Thankfully, all of these things can be overcome with a little patience and a lot of determination.
Another thing that I’ve learned about the program is how to rely upon myself. Basically, I’m responsible for everything; I have to pay for my rent, my books and school supplies, monitor my own progress and so on.
It takes a lot of self-discipline to keep yourself from turning a study-abroad experience into a mere tourist excursion. It isn’t really that hard, it just takes a little readjustment of your priorities.
“I’d recommend the program to anyone who really wants to learn Spanish and get acquainted with Spain itself,” said Greg Norell, a student from Texas. “I think it’s the best way to get a feeling for the language and culture.”
The way the program itself is set up is really the key to a student’s enjoyment of the Seville experience. The mixture of academics and extracurricular activities makes studying abroad challenging yet fun, too.
© 1988, 2020 Alex Diaz-Granados. All Rights Reserved
 Now it’s Miami-Dade College, Kendall Campus.
 Though the two language classes had different catalog code numbers and course titles, I found out that they would be taught by the same professor over a 12-week semester, which meant that while the other courses were 50-minute-long class sessions, taught at the original CCIS Center location, the Spanish language courses would be 100-minute-long double sessions at the main campus of the Universidad de Sevilla.

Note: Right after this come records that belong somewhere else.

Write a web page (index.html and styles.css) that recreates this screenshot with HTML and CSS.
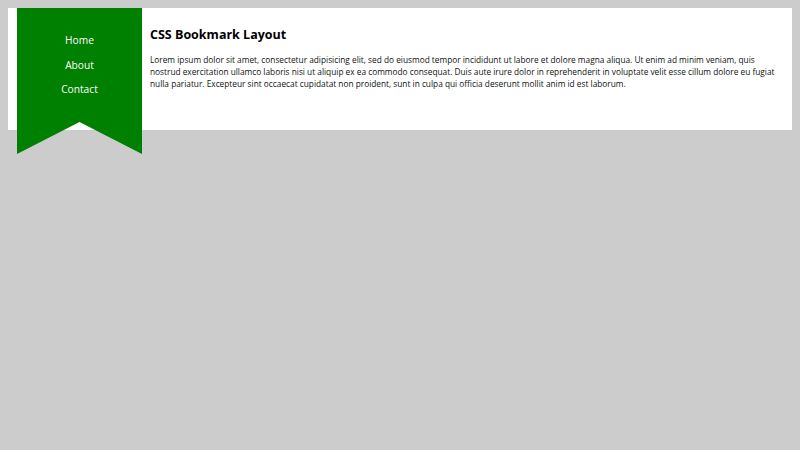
FILE: index.html
```html
<!DOCTYPE html>
<html>
<head>
<meta charset="utf-8">
<link rel="stylesheet" href="styles.css">
</head>
<body>
<div class="page">
  <nav class="bookmark">
    <ul class="menu">
      <li>Home</li>
      <li>About</li>
      <li>Contact</li>
    </ul>
  </nav>
  <main class="content">
    <h1 class="title">CSS Bookmark Layout</h1>
    <p class="text">Lorem ipsum dolor sit amet, consectetur adipisicing elit, sed do eiusmod tempor incididunt ut labore et dolore magna aliqua. Ut enim ad minim veniam, quis nostrud exercitation ullamco laboris nisi ut aliquip ex ea commodo consequat. Duis aute irure dolor in reprehenderit in voluptate velit esse cillum dolore eu fugiat nulla pariatur. Excepteur sint occaecat cupidatat non proident, sunt in culpa qui officia deserunt mollit anim id est laborum.</p>
  </main>
</div>
</body>
</html>
```
FILE: styles.css
```css
html, body {
  margin: 0;
  padding: 0;
}
body {
  box-sizing: border-box;
  min-height: 100vh;
  background: #cccccc;
  padding: 8px;
  font-family: "Open Sans", "Liberation Sans", sans-serif;
}
.page {
  display: flex;
  align-items: flex-start;
  background: #ffffff;
  height: 122px;
  padding-left: 9px;
}
.bookmark {
  flex: 0 0 125px;
  height: 146px;
  background: #008000;
  clip-path: polygon(0 0, 100% 0, 100% 146px, 50% 114px, 0 146px);
}
.menu {
  list-style: none;
  margin: 0;
  padding: 20px 0 0;
  text-align: center;
}
.menu li {
  color: #ffffff;
  font-size: 10.2px;
  line-height: 24.5px;
}
.content {
  flex: 1;
  padding: 0 8px;
}
.title {
  margin: 18px 0 10px;
  font-size: 12.5px;
  line-height: 18px;
  font-weight: 700;
  color: #000;
}
.text {
  margin: 0;
  font-size: 8.3px;
  line-height: 12px;
  color: #111;
}
```
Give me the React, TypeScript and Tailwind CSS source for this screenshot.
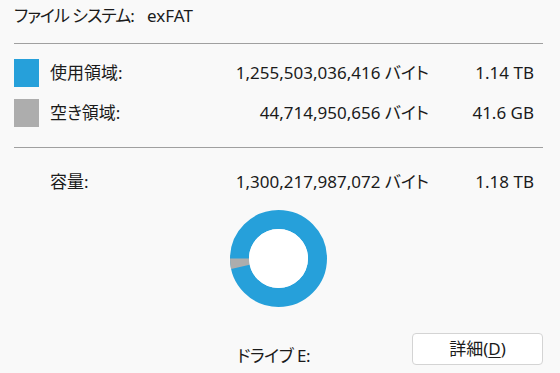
import React from "react";

const font = "font-['Noto_Sans','Noto_Sans_CJK_JP',sans-serif] [font-feature-settings:'palt']";

function Donut() {
  const c = 48.5;
  const r = 39;
  const a1 = (167.6 * Math.PI) / 180;
  const x0 = c - r;
  const y0 = c;
  const x1 = c + r * Math.cos(a1);
  const y1 = c + r * Math.sin(a1);
  return (
    <svg width="97" height="97" viewBox="0 0 97 97">
      <circle cx={c} cy={c} r={r} fill="none" stroke="#26a0da" strokeWidth="19" />
      <path
        d={`M ${x0} ${y0} A ${r} ${r} 0 0 0 ${x1} ${y1}`}
        fill="none"
        stroke="#adadad"
        strokeWidth="19"
      />
      <circle cx={c} cy={c} r="29.5" fill="#ffffff" />
    </svg>
  );
}

function Row({
  color,
  label,
  bytes,
  size,
}: {
  color?: string;
  label: string;
  bytes: string;
  size: string;
}) {
  return (
    <div className="flex items-center h-[28px]">
      {color ? (
        <div className={`w-[25px] h-[28px] shrink-0 ${color}`} />
      ) : (
        <div className="w-[25px] h-[28px] shrink-0" />
      )}
      <div className="ml-[11px] w-[180px] shrink-0 whitespace-nowrap">{label}</div>
      <div className="w-[199px] shrink-0 text-right whitespace-nowrap">{bytes}</div>
      <div className="w-[105px] shrink-0 text-right whitespace-nowrap">{size}</div>
    </div>
  );
}

export default function App() {
  return (
    <div
      className={`w-[560px] h-[373px] overflow-hidden bg-[#f9f9f9] text-[#1b1b1b] text-[17px] leading-[24px] ${font}`}
    >
      <div className="pl-[14px] pr-[17px]">
        <div className="h-[32px] flex items-center">
          <span className="w-[133px] shrink-0 whitespace-nowrap tracking-[-1px]">ファイル システム:</span>
          <span>exFAT</span>
        </div>
        <div className="mt-[11px] h-px bg-[#a0a0a0]" />
        <div className="mt-[15px]">
          <Row color="bg-[#26a0da]" label="使用領域:" bytes="1,255,503,036,416 バイト" size="1.14 TB" />
        </div>
        <div className="mt-[12px]">
          <Row color="bg-[#adadad]" label="空き領域:" bytes="44,714,950,656 バイト" size="41.6 GB" />
        </div>
        <div className="mt-[20px] h-px bg-[#a0a0a0]" />
        <div className="mt-[20px]">
          <Row label="容量:" bytes="1,300,217,987,072 バイト" size="1.18 TB" />
        </div>
        <div className="mt-[14px] flex justify-center">
          <Donut />
        </div>
        <div className="mt-[26px] flex items-start h-[32px]">
          <div className="ml-[223px] mt-[11px] whitespace-nowrap tracking-[-0.5px]">ドライブ E:</div>
          <button className="ml-auto w-[131px] h-[32px] rounded-[4px] border border-[#d4d4d4] bg-white text-[17px] leading-[24px] text-[#1b1b1b] flex items-center justify-center">
            詳細(<span className="underline underline-offset-2">D</span>)
          </button>
        </div>
      </div>
    </div>
  );
}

Since Miami-Dade was one of the core members of the CCIS Program, all of those credits counted as M-DCC credits and had to be paid for before going overseas.
 The Miami-Dade Community College contingent was small, only four students in total. Three (Wendy Page, Sandra Langlois, and I) were from South Campus, while the fourth, a 26-year-old from the Dominican Republic, was from the Wolfson (Downtown) Campus. In all, though, there were 42 students from various colleges and universities across the U.S.